The Parties' Arguments

In its Motion, Defendant argues that Plaintiffs have no direct evidence of discrimination, as Smith did not use any racially discriminatory language and he made the decision to terminate Plaintiffs. As for Plaintiffs' circumstantial evidence claim, Defendant argues that Plaintiffs cannot establish the fourth element of a prima facie case: it submits that Plaintiffs cannot show that similarly situated employees were treated differently, nor can they show that they were replaced by a non-protected individual. Defendant submits that Allman and Matney's mitigating circumstances prevent them being similarly situated to Plaintiffs: it states that they took fewer undocumented days off and did so with permission, which renders them too dissimilar. Furthermore, Defendant states that it hired two individuals, but those individuals are not outside Plaintiffs' protected class; therefore, Defendant avers that Plaintiffs cannot meet the fourth element of their prima facie case.

(Def.'s Mot., D.E. # 43-1, at 15.)

(Id.)

(Id. at 17.)

(Id.)

Moreover, Defendant submits that it has presented a legitimate nondiscriminatory reason for its termination of Plaintiffs because Smith reasonably concluded that Plaintiffs had taken undocumented time off work. It then states that Plaintiffs cannot demonstrate pretext by calling into question the accuracy or correctness of Smith's conclusion or that Smith was merely a "cat's paw" for someone else with a discriminatory motive. Defendant rests on Smith's independent investigation and asserts that his research sterilized the termination from the taint of Nallick's racial animus.

(Id. at 19-20.)

(Id. at 20.)

(Id.)

In response, Plaintiffs argue that Nallick's statements constitute direct evidence of race discrimination which were reflected in the Letter and different versions of the schedule, which Smith relied on in his decision to terminate Plaintiffs. Furthermore, Plaintiffs argue that even if Nallick's comments do not constitute direct evidence of discrimination, they can establish a prima facie case of discrimination by circumstantial evidence. Plaintiffs argue that Allman and Matney are similarly situated to Plaintiffs because they worked in the same Airbus workgroup as Plaintiffs, had the same manager, and were given the same instructions from Schafer as to taking undocumented time off.
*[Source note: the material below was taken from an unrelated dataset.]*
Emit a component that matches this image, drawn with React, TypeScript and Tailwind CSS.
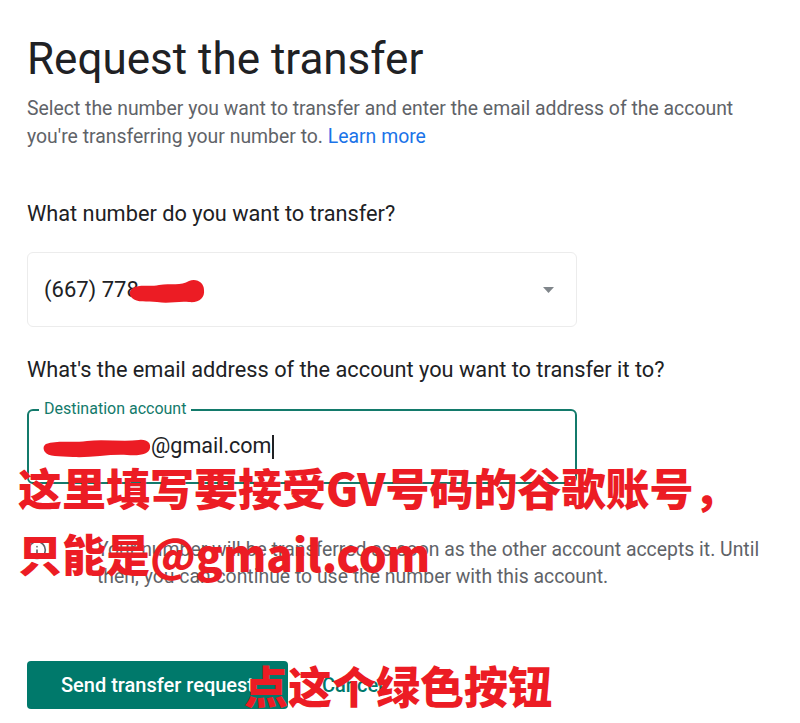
import React from 'react';
import { Info } from 'lucide-react';

const ui = { fontFamily: 'Roboto, "Liberation Sans", Arial, sans-serif' };
const cjk = { fontFamily: '"Noto Sans CJK SC", "Noto Sans", sans-serif' };

// red marker scribble used to hide personal data
function Scribble({ w, h, d }: { w: number; h: number; d: string }) {
  return (
    <svg width={w} height={h} viewBox={`0 0 ${w} ${h}`} className="inline-block align-middle shrink-0">
      <path d={d} fill="#ec1c24" />
    </svg>
  );
}

export default function App() {
  return (
    <div className="relative min-h-screen w-[800px] overflow-hidden bg-white" style={ui}>
      <div className="w-[790px] pl-[27px] pt-[33px]">
        <h1 className="text-[44px] leading-[52px] font-normal text-[#202124]">Request the transfer</h1>
        <p className="mt-[10px] w-[725px] text-[19.4px] leading-[28px] text-[#5f6368]">
          Select the number you want to transfer and enter the email address of the account you're transferring your
          number to. <span className="text-[#1a73e8]">Learn more</span>
        </p>

        <p className="mt-[49px] text-[21.75px] leading-[28px] text-[#202124]">What number do you want to transfer?</p>

        {/* number select */}
        <div className="mt-6 flex h-[75px] w-[550px] items-center justify-between rounded-md border border-[#ececec] pl-4 pr-[22px]">
          <div className="flex items-center text-[22px] text-[#202124]">
            <span>(667) 778</span>
            <span className="-ml-[10px]">
              <Scribble
                w={76}
                h={27}
                d="M4 10 C10 6 20 9 30 7 C42 5 52 8 60 3 C68 0 75 5 75 12 C76 20 70 25 60 24 C48 23 40 26 28 24 C18 23 8 25 3 20 C0 17 0 12 4 10 Z"
              />
            </span>
          </div>
          <svg width="11" height="6" viewBox="0 0 11 6">
            <path d="M0 0 H11 L5.5 6 Z" fill="#80868b" />
          </svg>
        </div>

        <p className="mt-[29px] text-[21.75px] leading-[28px] text-[#202124]">
          What's the email address of the account you want to transfer it to?
        </p>

        {/* destination input */}
        <div className="relative mt-[25px] flex h-[75px] w-[550px] items-center rounded-md border-2 border-[#137a6b] pl-[14px]">
          <span className="absolute -top-[12px] left-[10px] bg-white px-[5px] text-[16px] leading-[20px] text-[#137a6b]">
            Destination account
          </span>
          <div className="flex items-center text-[21.5px] text-[#202124]">
            <Scribble
              w={108}
              h={24}
              d="M3 9 C14 5 28 8 44 6 C60 4 80 7 96 5 C104 4 108 8 107 13 C106 19 98 21 84 20 C66 19 48 23 30 22 C16 21 5 22 2 17 C0 14 0 11 3 9 Z"
            />
            <span>@gmail.com</span>
            <span className="ml-[1px] h-[24px] w-[1.5px] bg-[#202124]" />
          </div>
        </div>

        {/* info */}
        <div className="mt-[52px] flex gap-[50px]">
          <Info className="mt-[4px] h-5 w-5 shrink-0 text-[#5f6368]" strokeWidth={2} />
          <p className="w-[680px] text-[19.4px] leading-[27px] text-[#5f6368]">
            Your number will be transferred as soon as the other account accepts it. Until then, you can continue to use
            the number with this account.
          </p>
        </div>

        {/* actions */}
        <div className="mt-[71px] flex items-center">
          <button className="h-12 w-[261px] rounded bg-[#00796b] text-[20px] font-medium text-white">
            Send transfer request
          </button>
          <button className="ml-[34px] text-[20px] font-medium text-[#00796b]">Cancel</button>
        </div>
      </div>

      {/* red annotations */}
      <div
        className="absolute left-[18px] top-[461px] whitespace-nowrap text-[44px] font-black leading-[52px] text-[#ec1c24]"
        style={cjk}
      >
        这里填写要接受GV号码的谷歌账号，
      </div>
      <div
        className="absolute left-[18px] top-[527px] whitespace-nowrap text-[44px] font-black leading-[52px] text-[#ec1c24]"
        style={cjk}
      >
        只能是@gmail.com
      </div>
      <div
        className="absolute left-[244px] top-[659px] whitespace-nowrap text-[44px] font-black leading-[52px] text-[#ec1c24]"
        style={cjk}
      >
        点这个绿色按钮
      </div>
    </div>
  );
}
(Pls.' Resp., D.E. # 76, at 10.)

(Id. at 11.)

(Id. at 12.)

Plaintiffs also argue that Defendant's nondiscriminatory reason is not legitimate, as Smith relied on an unreliable schedule in his decision to terminate Plaintiffs. Furthermore, they argue that they can prove pretext because Defendant's legitimate nondiscriminatory reason has no basis in fact. Additionally, they argue that Defendant's reasoning is "not worthy of belief" and that no other Airbus workgroup employees were terminated for discrepancies related to the workgroup's schedules. They imply that questions of fact exist as to whether Allman lied about changing the schedule, Nallick's involvement in the Letter, and the events discussed at the June 2008 meeting.

(Id. at 23.)

(Id.)

(Id. at 24-25.)

In reply, Defendant argues that Nallick's racial comments are stray remarks not constituting either direct or circumstantial evidence of racial animus. Defendant submits that there is no nexus between Nallick's statements and Smith's decision to terminate Plaintiffs' employment because Nallick was not involved in the decisionmaking process. Moreover, Defendant states that Nallick's remarks are too temporally remote from Plaintiffs' termination to constitute discrimination, as Nallick made the statements four months before Plaintiffs were fired. Furthermore, Defendant asserts that "the insurmountable flaw in Plaintiffs' argument is that they only allege that Nallick exhibited discriminatory animus, but do not allege that Allman . . . exhibited any discriminatory racial animus." They point out that Plaintiffs' argument "hinges on the following allegation: '[p]rior to sending the [Letter], Allman discussed the letter with . . . Nallick, gave . . . Nallick a copy, and [Nallick] thanked him.'" Therefore, Defendant argues that "it is immaterial whether . . . Nallick harbored any discriminatory racial animus toward Plaintiffs because it is undisputed that he played no role in initiating the investigation that led to [Plaintiffs'] termination."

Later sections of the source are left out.